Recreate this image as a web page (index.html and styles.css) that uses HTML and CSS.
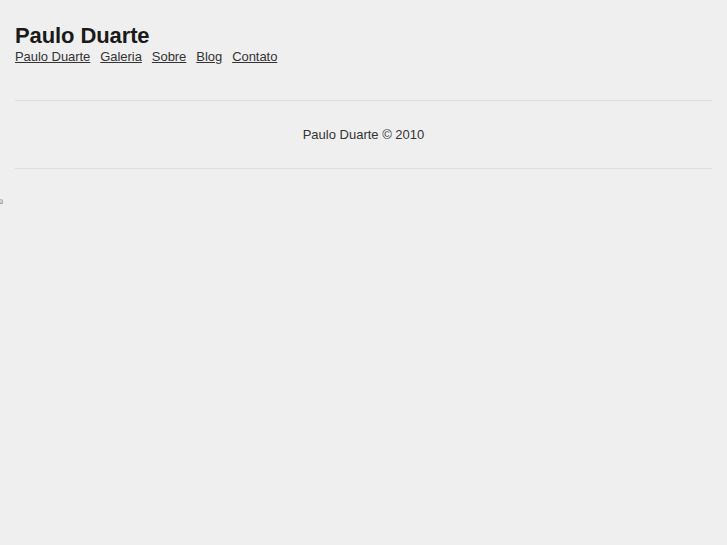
FILE: index.html
```html
<!doctype html>
<html>
<head>
  <meta charset="UTF-8" />
  <title>Paulo Duarte</title>
  <link rel="stylesheet" href="styles.css">
</head>
<body>
  <div id="header">
    <h1>Paulo Duarte</h1>
    <ul id="nav">
      <li><a href="#">Paulo Duarte</a></li>
      <li><a href="#">Galeria</a></li>
      <li><a href="#">Sobre</a></li>
      <li><a href="#">Blog</a></li>
      <li><a href="#">Contato</a></li>
    </ul>
  </div>
  <div id="footer">
    <p>Paulo Duarte &copy; 2010</p>
  </div>
  <div id="stray">ü</div>
</body>
</html>
```

FILE: styles.css
```css
html, body {
  margin: 0;
  padding: 0;
  background: #efefef;
  font-family: "Liberation Sans", Arial, sans-serif;
  color: #222;
}
#header {
  padding: 23px 15px 0 15px;
}
h1 {
  font-size: 22px;
  font-weight: bold;
  line-height: 26px;
  margin: 0;
  color: #1a1a1a;
  letter-spacing: -0.1px;
}
#nav {
  list-style: none;
  margin: 0;
  padding: 0;
  display: flex;
  gap: 10px;
  font-size: 13px;
  line-height: 16px;
  letter-spacing: -0.05px;
}
#nav a {
  color: #333;
  text-decoration: underline;
}
#footer {
  margin: 35px 15px 0 15px;
  border-top: 1px solid #dedede;
  border-bottom: 1px solid #dedede;
  text-align: center;
  font-size: 13px;
  color: #333;
}
#footer p {
  margin: 0;
  padding: 26px 0 25px 0;
  line-height: 16px;
}
#stray {
  font-size: 7px;
  line-height: 8px;
  margin: 29px 0 0 -1px;
  color: #666;
}
```
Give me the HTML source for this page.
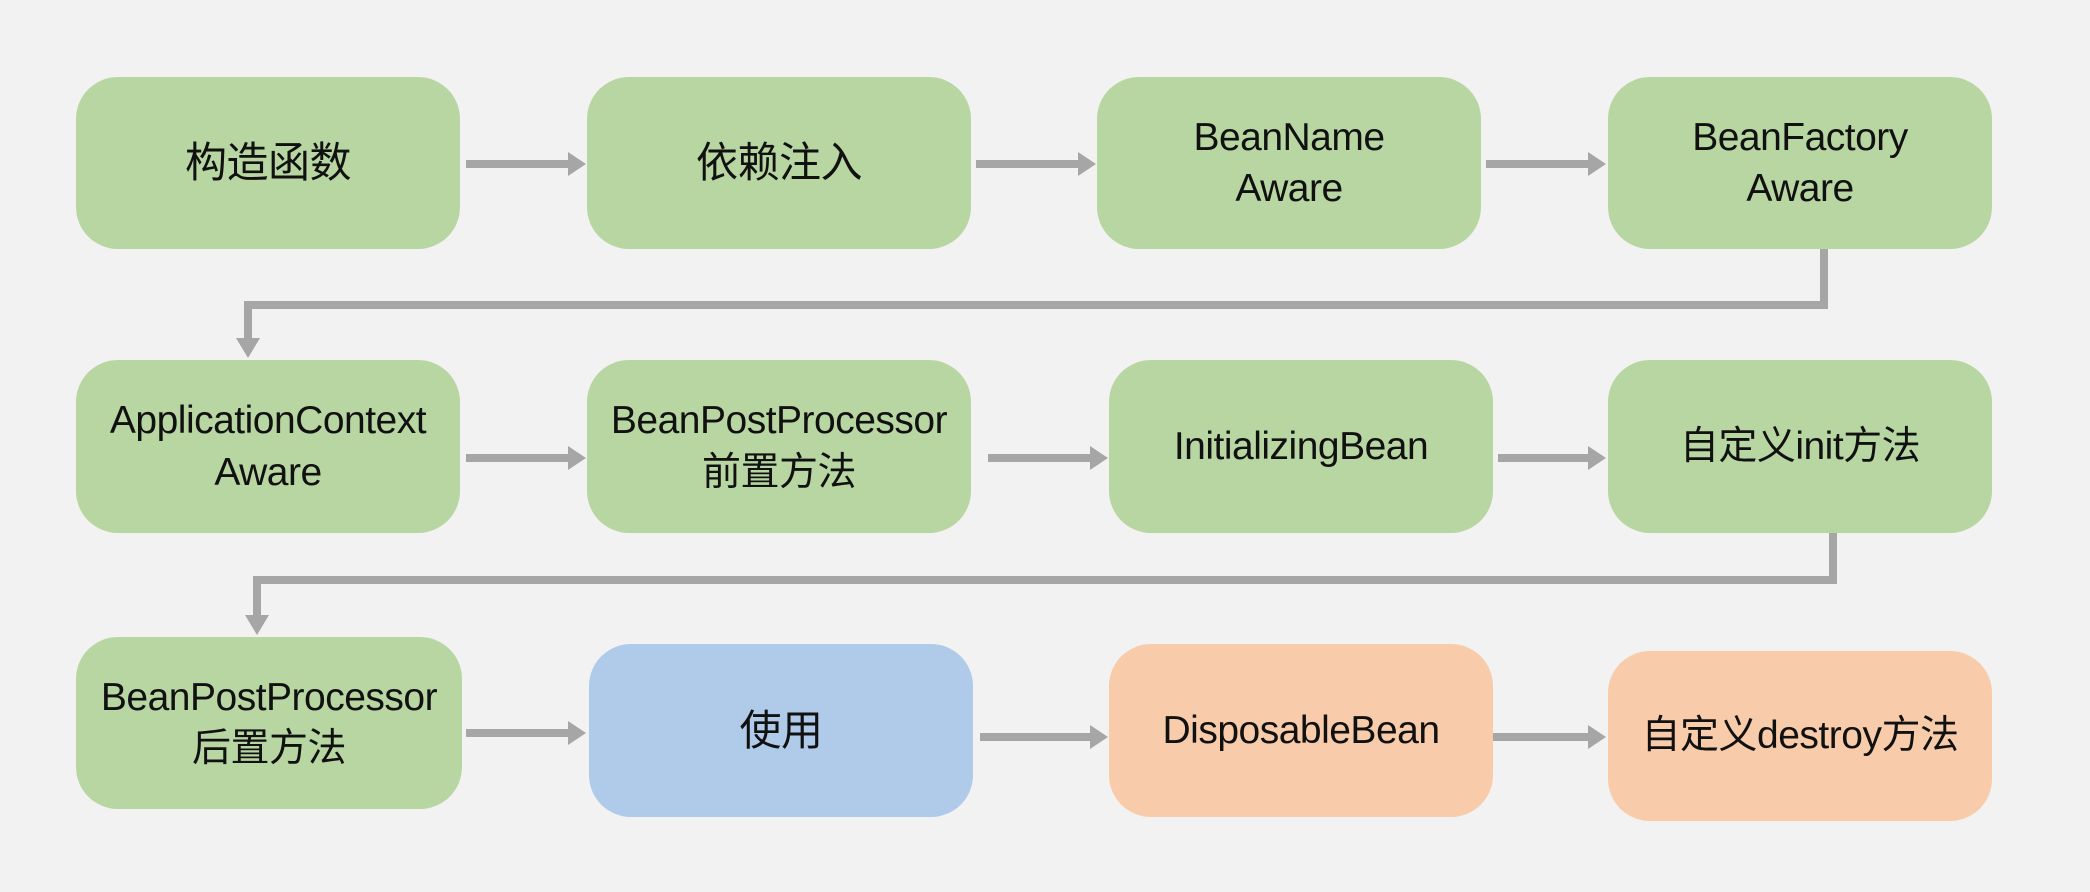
<!DOCTYPE html>
<html><head><meta charset="utf-8"><style>
body{margin:0;width:2090px;height:892px;background:#f2f2f2;position:relative;overflow:hidden;font-family:"Liberation Sans","Noto Sans CJK SC",sans-serif;}
.b{position:absolute;border-radius:42px;display:flex;align-items:center;justify-content:center;text-align:center;font-size:39px;line-height:1.32;color:#111;letter-spacing:-0.5px;}
.b span.c{font-size:42px}
.g{background:#b8d6a2}.u{background:#afcbe9}.o{background:#f8cbaa}
</style></head><body>
<svg width="2090" height="892" style="position:absolute;left:0;top:0">
<g fill="#a6a6a6">
<rect x="466" y="160" width="104" height="8"/><polygon points="568,152 586,164 568,176"/>
<rect x="976" y="160" width="104" height="8"/><polygon points="1078,152 1096,164 1078,176"/>
<rect x="1486" y="160" width="104" height="8"/><polygon points="1588,152 1606,164 1588,176"/>
<rect x="1820" y="249" width="8" height="60"/><rect x="244" y="301" width="1584" height="8"/><rect x="244" y="301" width="8" height="40"/><polygon points="236,338 260,338 248,358"/>
<rect x="466" y="454" width="104" height="8"/><polygon points="568,446 586,458 568,470"/>
<rect x="988" y="454" width="104" height="8"/><polygon points="1090,446 1108,458 1090,470"/>
<rect x="1498" y="454" width="92" height="8"/><polygon points="1588,446 1606,458 1588,470"/>
<rect x="1829" y="533" width="8" height="50"/><rect x="253" y="576" width="1584" height="8"/><rect x="253" y="576" width="8" height="42"/><polygon points="245,615 269,615 257,635"/>
<rect x="466" y="729" width="104" height="8"/><polygon points="568,721 586,733 568,745"/>
<rect x="980" y="733" width="112" height="8"/><polygon points="1090,725 1108,737 1090,749"/>
<rect x="1486" y="733" width="104" height="8"/><polygon points="1588,725 1606,737 1588,749"/>
</g></svg>
<div class="b g" style="left:76px;top:77px;width:384px;height:172px"><span class="c">构造函数</span></div>
<div class="b g" style="left:587px;top:77px;width:384px;height:172px"><span class="c">依赖注入</span></div>
<div class="b g" style="left:1097px;top:77px;width:384px;height:172px">BeanName<br>Aware</div>
<div class="b g" style="left:1608px;top:77px;width:384px;height:172px">BeanFactory<br>Aware</div>
<div class="b g" style="left:76px;top:360px;width:384px;height:173px">ApplicationContext<br>Aware</div>
<div class="b g" style="left:587px;top:360px;width:384px;height:173px">BeanPostProcessor<br>前置方法</div>
<div class="b g" style="left:1109px;top:360px;width:384px;height:173px">InitializingBean</div>
<div class="b g" style="left:1608px;top:360px;width:384px;height:173px">自定义init方法</div>
<div class="b g" style="left:76px;top:637px;width:386px;height:172px">BeanPostProcessor<br>后置方法</div>
<div class="b u" style="left:589px;top:644px;width:384px;height:173px"><span class="c">使用</span></div>
<div class="b o" style="left:1109px;top:644px;width:384px;height:173px">DisposableBean</div>
<div class="b o" style="left:1608px;top:651px;width:384px;height:170px">自定义destroy方法</div>
</body></html>
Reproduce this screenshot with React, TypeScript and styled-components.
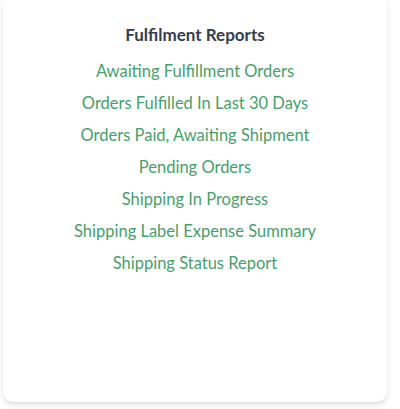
import React from "react";
import styled, { createGlobalStyle } from "styled-components";

const Global = createGlobalStyle`
  html, body { margin: 0; padding: 0; background: #ffffff; }
  body { font-family: Lato, "Open Sans", sans-serif; }
`;

const Page = styled.div`
  padding: 0 13px 7px 3px;
  height: 409px;
  box-sizing: border-box;
  display: flex;
`;

const Card = styled.section`
  flex: 1;
  background: #fff;
  border-radius: 0 0 10px 10px;
  box-shadow: 0 3px 6px rgba(0, 0, 0, 0.1), 0 1px 2px rgba(0, 0, 0, 0.06);
  padding: 23px 16px 0;
  display: flex;
  flex-direction: column;
  align-items: center;
`;

const Title = styled.h3`
  margin: 0 0 12px;
  font-size: 17px;
  line-height: 24px;
  font-weight: 700;
  color: #363d4c;
`;

const List = styled.ul`
  list-style: none;
  margin: 0;
  padding: 0;
  display: flex;
  flex-direction: column;
  align-items: center;
  gap: 8px;
`;

const Link = styled.a`
  display: block;
  font-size: 16.5px;
  line-height: 24px;
  color: #47a06c;
  text-decoration: none;
`;

const reports = [
  "Awaiting Fulfillment Orders",
  "Orders Fulfilled In Last 30 Days",
  "Orders Paid, Awaiting Shipment",
  "Pending Orders",
  "Shipping In Progress",
  "Shipping Label Expense Summary",
  "Shipping Status Report",
];

export default function App() {
  return (
    <>
      <Global />
      <Page>
        <Card>
          <Title>Fulfilment Reports</Title>
          <List>
            {reports.map((r) => (
              <li key={r}>
                <Link href="#">{r}</Link>
              </li>
            ))}
          </List>
        </Card>
      </Page>
    </>
  );
}
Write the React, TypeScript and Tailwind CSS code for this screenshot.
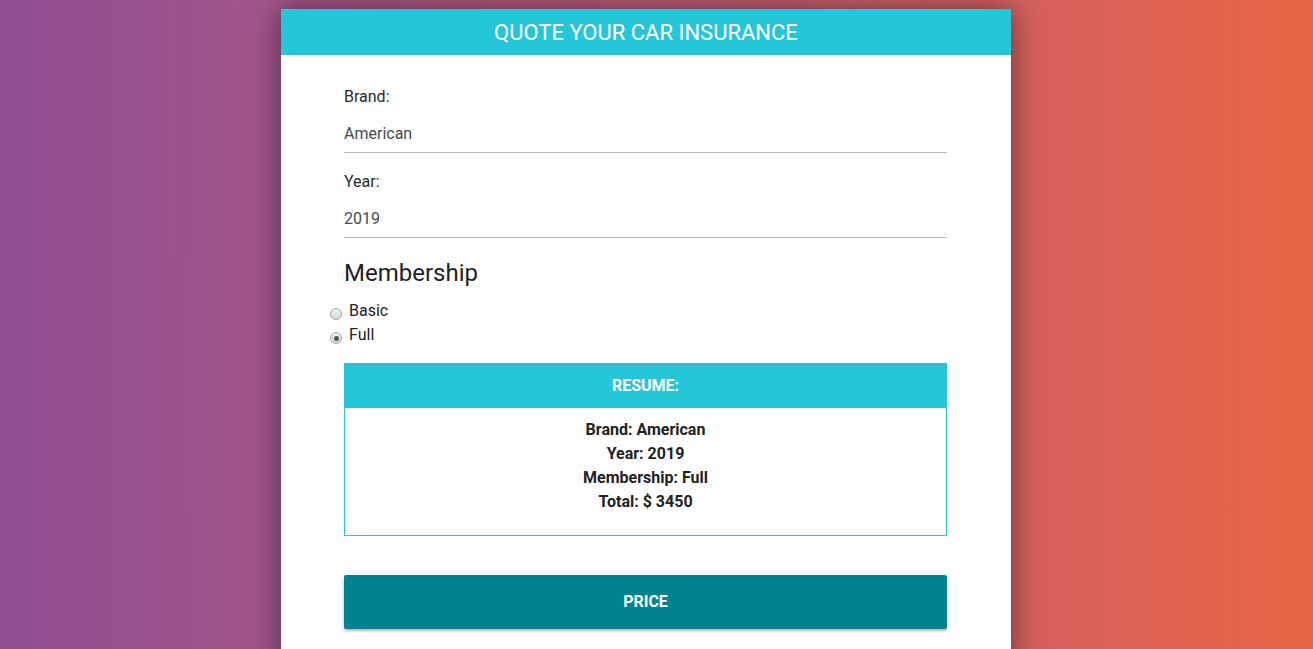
import React, { useState } from "react";

type Plan = "basic" | "full";

function Radio({ checked }: { checked: boolean }) {
  return (
    <span className="ml-[6px] mr-[7px] mt-[9px] flex h-[12px] w-[12px] shrink-0 items-center justify-center rounded-full border border-[#a6a6a6] bg-gradient-to-b from-[#f4f4f4] to-[#d6d6d6]">
      {checked ? <span className="h-[5px] w-[5px] rounded-full bg-[#555]" /> : null}
    </span>
  );
}

function Field({ label, value }: { label: string; value: string }) {
  return (
    <div className="mb-[17px]">
      <label className="block text-[16px] leading-[24px] text-[#2b2b2b]">{label}</label>
      <div className="flex h-[44px] items-center border-b border-[#bdbdbd] pt-[6px] text-[16px] text-[#4a4a4a]">
        {value}
      </div>
    </div>
  );
}

export default function App() {
  const [plan, setPlan] = useState<Plan>("full");

  return (
    <div
      className="min-h-screen bg-gradient-to-r from-[#904e95] to-[#e96443] pr-[21px] pt-[9px]"
      style={{ fontFamily: "Roboto, 'Liberation Sans', sans-serif" }}
    >
      <div className="mx-auto w-[730px] bg-white pb-[40px] shadow-[0_0_28px_rgba(0,0,0,0.5)]">
        <header className="flex h-[46px] items-center justify-center bg-[#26c6da] text-[22px] text-white">
          QUOTE YOUR CAR INSURANCE
        </header>

        <div className="pl-[63px] pr-[64px] pt-[30px]">
          <Field label="Brand:" value="American" />
          <Field label="Year:" value="2019" />

          <h2 className="mt-[19px] text-[24px] leading-[32px] text-[#222]">Membership</h2>

          <div className="-ml-[20px] mt-[10px]">
            <label className="flex cursor-pointer text-[16px] leading-[24px] text-[#222]" onClick={() => setPlan("basic")}>
              <Radio checked={plan === "basic"} />
              Basic
            </label>
            <label className="flex cursor-pointer text-[16px] leading-[24px] text-[#222]" onClick={() => setPlan("full")}>
              <Radio checked={plan === "full"} />
              Full
            </label>
          </div>

          <div className="mt-[16px] border border-[#26c6da]">
            <div className="flex h-[44px] items-center justify-center bg-[#26c6da] text-[16px] font-bold text-white">
              RESUME:
            </div>
            <div className="pb-[21px] pt-[10px] text-center text-[16px] font-bold leading-[24px] text-[#222]">
              <p>Brand: American</p>
              <p>Year: 2019</p>
              <p>Membership: {plan === "full" ? "Full" : "Basic"}</p>
              <p>Total: $ 3450</p>
            </div>
          </div>

          <button className="mt-[39px] flex h-[54px] w-full items-center justify-center rounded-[2px] bg-[#00838f] text-[16px] font-bold text-white shadow-[0_2px_3px_rgba(0,0,0,0.3)]">
            PRICE
          </button>
        </div>
      </div>
    </div>
  );
}
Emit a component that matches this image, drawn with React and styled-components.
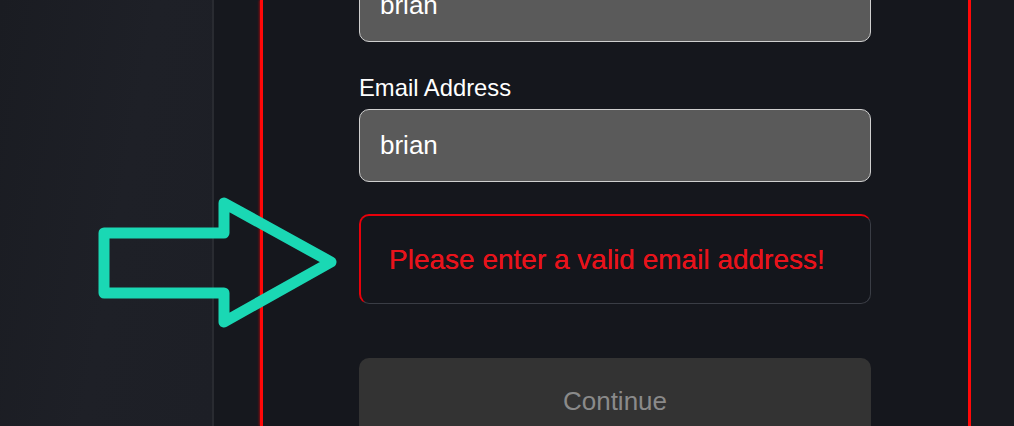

+ + + + +

From the entries above, list each line with "components" in it.

:: Right answer ::
Reproduce this screenshot with React, TypeScript and styled-components.
import styled, { createGlobalStyle } from "styled-components";
Emit a component that matches this image, drawn with React and styled-components.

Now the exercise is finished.